German food has never been my cup of tea. As a matter of fact, tea is actually my cup of tea. It's not that I don't like thinly sliced fried pork or sausage, it's just that I don't like how the German's go about it. Their dishes are too hearty for my simple tastes.
If you are familiar with Penn Brewery, you know there have been an awful lot of changes over the years. The most recent change is the new menu. Pictured above is the Deutschtaun burger: a beef patty layered with muenster cheese, potato pierogi, sliced kielbasa, fried egg, slaw, lettuce, tomato, onion, and fries. Although, it sounded like awful lot of toppings for one hamburger, it was a natural choice for me as my family was living in Deutschtaun well over one hundred years ago.
I was very surprised at how good the burger was. I wasn't impressed by the quality of the beef, but the toppings really worked quite well and made for a well textured and full flavored sandwich. The fried kielbasa added a nice salty zing while the potato and egg gave the burger a certain stick-to-your-gut goodness.
Some of the other notable selections on the menu include the braised rabbit, the buffalo chicken pierogies and the German style pot roast. As far as German food in Pittsburgh goes, I'd say Penn Brewery is easily one of your top choices. (I have never been to Max's Allegheny Tavern so I can't call Penn Brewery the best.)

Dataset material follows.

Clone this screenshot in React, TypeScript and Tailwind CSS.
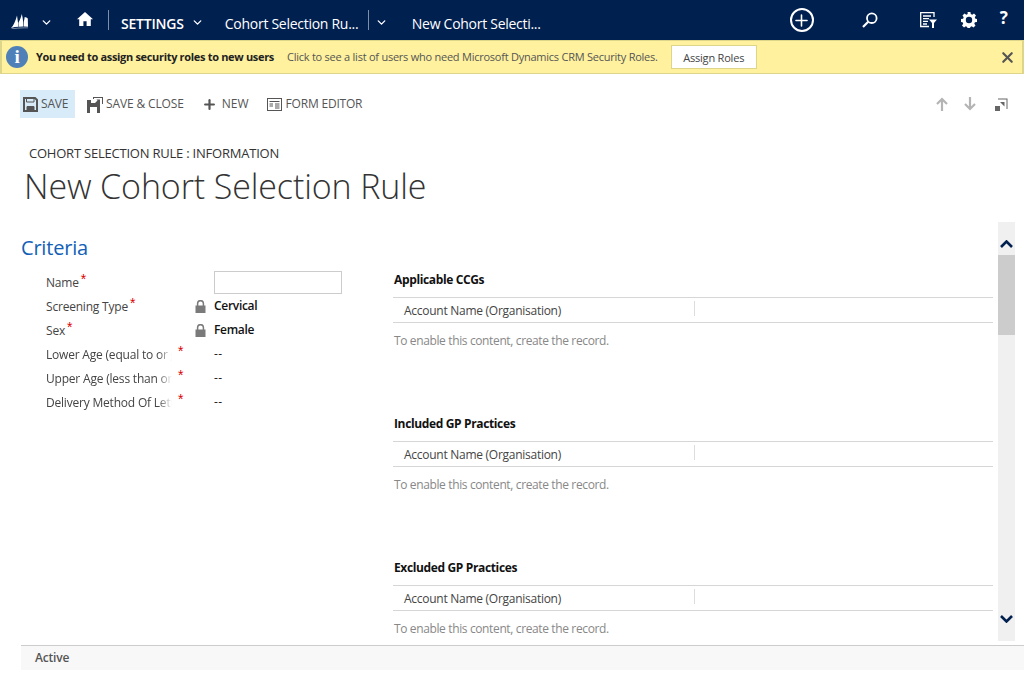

Now for your Penn Brewery history lesson. Penn Brewery sits on the site of the Eberhardt and Ober Brewery which was founded in 1848. Penn Brewery has played an important part in the history of the Pittsburgh beer and food scene. As of 1987 it was illegal to have a brewing facility connected to a restaurant. Owner, Tom Pastorius, successfully lobbied to change the laws and now you can brew beer and serve wienershnitzel all under the same roof.
These ratty little breweries popping up in Lawrenceville better thank old Tom when they serve their patrons substandard hot dogs at exorbitant rates.